Mathieu Desnoyers <mathieu.desnoyers@xxxxxxxxxxxx> · Fri, 22 May 2015 21:34:47 +0000 (UTC)

----- Original Message -----
> On Fri, May 22, 2015 at 1:26 PM, Michael Kerrisk <mtk.manpages@xxxxxxxxx>
> wrote:
> > [CC += linux-api@]
> >
> > On Thu, May 21, 2015 at 4:44 PM, Mathieu Desnoyers
> > <mathieu.desnoyers@xxxxxxxxxxxx> wrote:
> >> Expose a new system call allowing userspace threads to register
> >> a TLS area used as an ABI between the kernel and userspace to
> >> share information required to create efficient per-cpu critical
> >> sections in user-space.
> >>
> >> This ABI consists of a thread-local structure containing:
> >>
> >> - a nesting count surrounding the critical section,
> >> - a signal number to be sent to the thread when preempting a thread
> >>   with non-zero nesting count,
> >> - a flag indicating whether the signal has been sent within the
> >>   critical section,
> >> - an integer where to store the current CPU number, updated whenever
> >>   the thread is preempted. This CPU number cache is not strictly
> >>   needed, but performs better than getcpu vdso.
> >>
> >> This approach is inspired by Paul Turner and Andrew Hunter's work
> >> on percpu atomics, which lets the kernel handle restart of critical
> >> sections, ref.
> >> http://www.linuxplumbersconf.org/2013/ocw/system/presentations/1695/original/LPC%20-%20PerCpu%20Atomics.pdf
> >>
> >> What is done differently here compared to percpu atomics: we track
> >> a single nesting counter per thread rather than many ranges of
> >> instruction pointer values. We deliver a signal to user-space and
> >> let the logic of restart be handled in user-space, thus moving
> >> the complexity out of the kernel. The nesting counter approach
> >> allows us to skip the complexity of interacting with signals that
> >> would be otherwise needed with the percpu atomics approach, which
> >> needs to know which instruction pointers are preempted, including
> >> when preemption occurs on a signal handler nested over an instruction
> >> pointer of interest.
> >>
> 
> I talked about this kind of thing with PeterZ at LSF/MM, and I was
> unable to convince myself that the kernel needs to help at all.  To do
> this without kernel help, I want to relax the requirements slightly.
> With true per-cpu atomic sections, you have a guarantee that you are
> either really running on the same CPU for the entire duration of the
> atomic section or you abort.  I propose a weaker primitive: you
> acquire one of an array of locks (probably one per cpu), and you are
> guaranteed that, if you don't abort, no one else acquires the same
> lock while you hold it.

In my proof of concept (https://github.com/compudj/percpu-dev) I
actually implement an array of per-cpu lock.
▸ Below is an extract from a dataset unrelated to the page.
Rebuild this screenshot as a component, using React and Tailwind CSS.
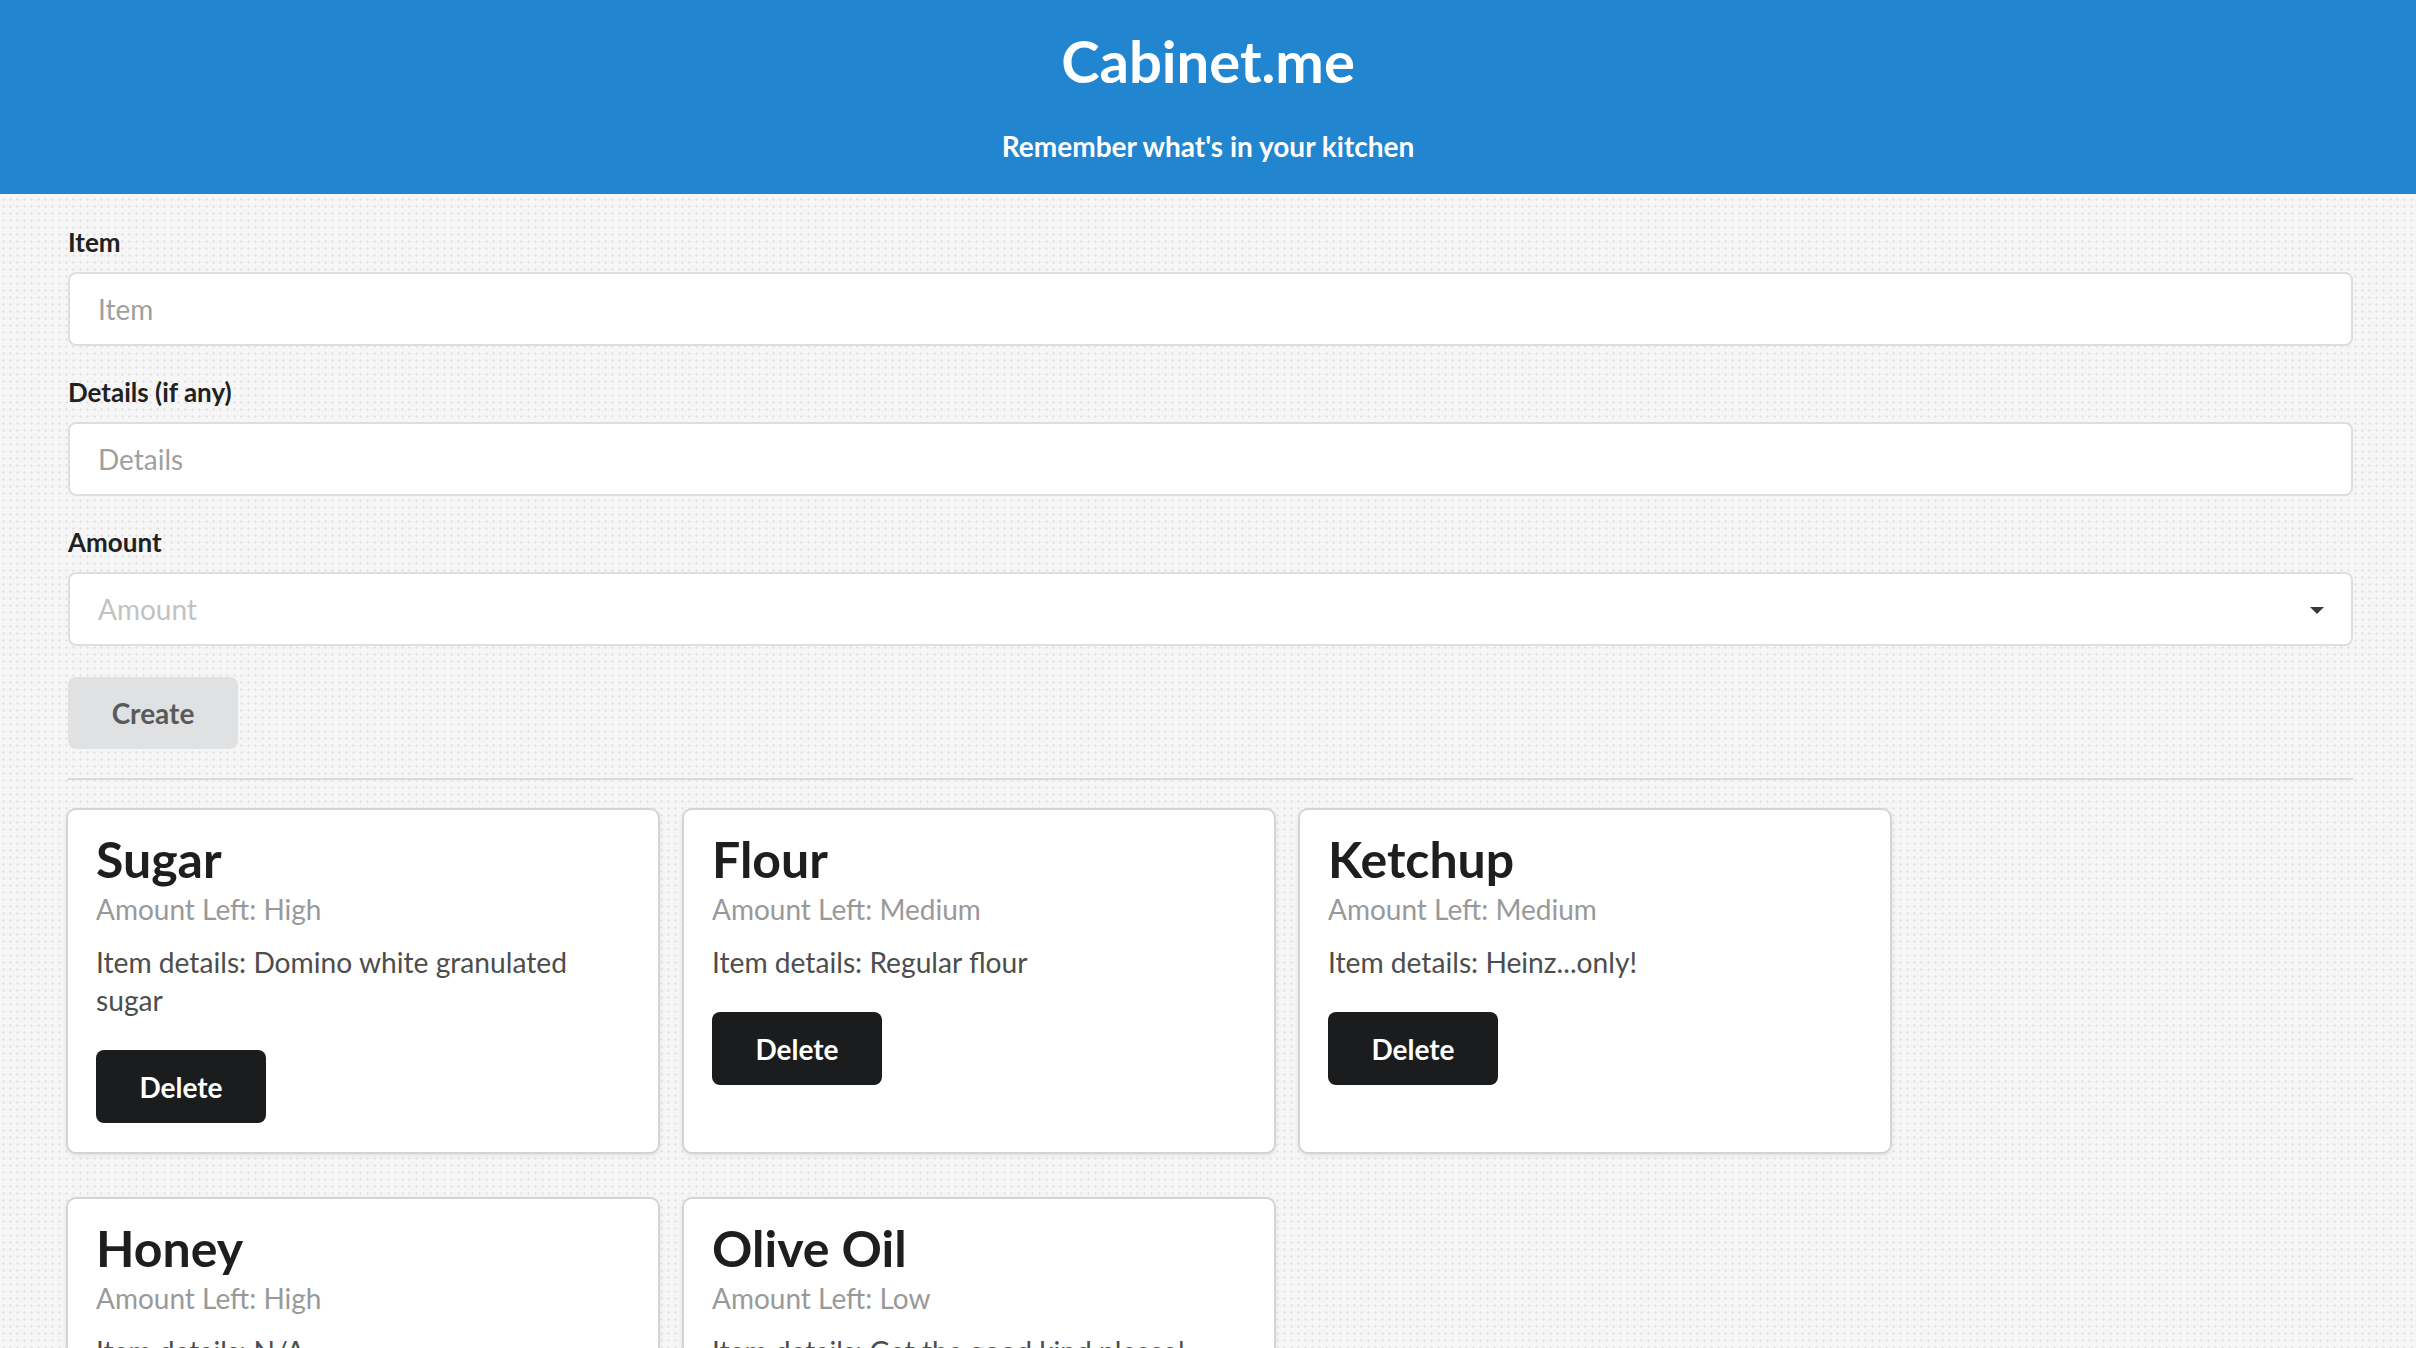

The issue here boils
down to grabbing this per-cpu lock efficiently. Once the lock is taken,
the thread has exclusive access to that per-cpu lock, even if it
migrates.

>  Here's how:
> 
> Create an array of user-managed locks, one per cpu.  Call them lock[i]
> for 0 <= i < ncpus.
> 
> To acquire, look up your CPU number.  Then, atomically, check that
> lock[cpu] isn't held and, if so, mark it held and record both your tid
> and your lock acquisition count.  If you learn that the lock *was*
> held after all, signal the holder (with kill or your favorite other
> mechanism), telling it which lock acquisition count is being aborted.
> Then atomically steal the lock, but only if the lock acquisition count
> hasn't changed.
> 
> This has a few benefits over the in-kernel approach:
> 
> 1. No kernel patch.
> 
> 2. No unnecessary abort if you are preempted in favor of a thread that
> doesn't content for your lock.
> 
> 3. Greatly improved debuggability.
> 
> 4. With long critical sections and heavy load, you can improve
> performance by having several locks per cpu and choosing one at
> random.
> 
> Is there a reason that a scheme like this doesn't work?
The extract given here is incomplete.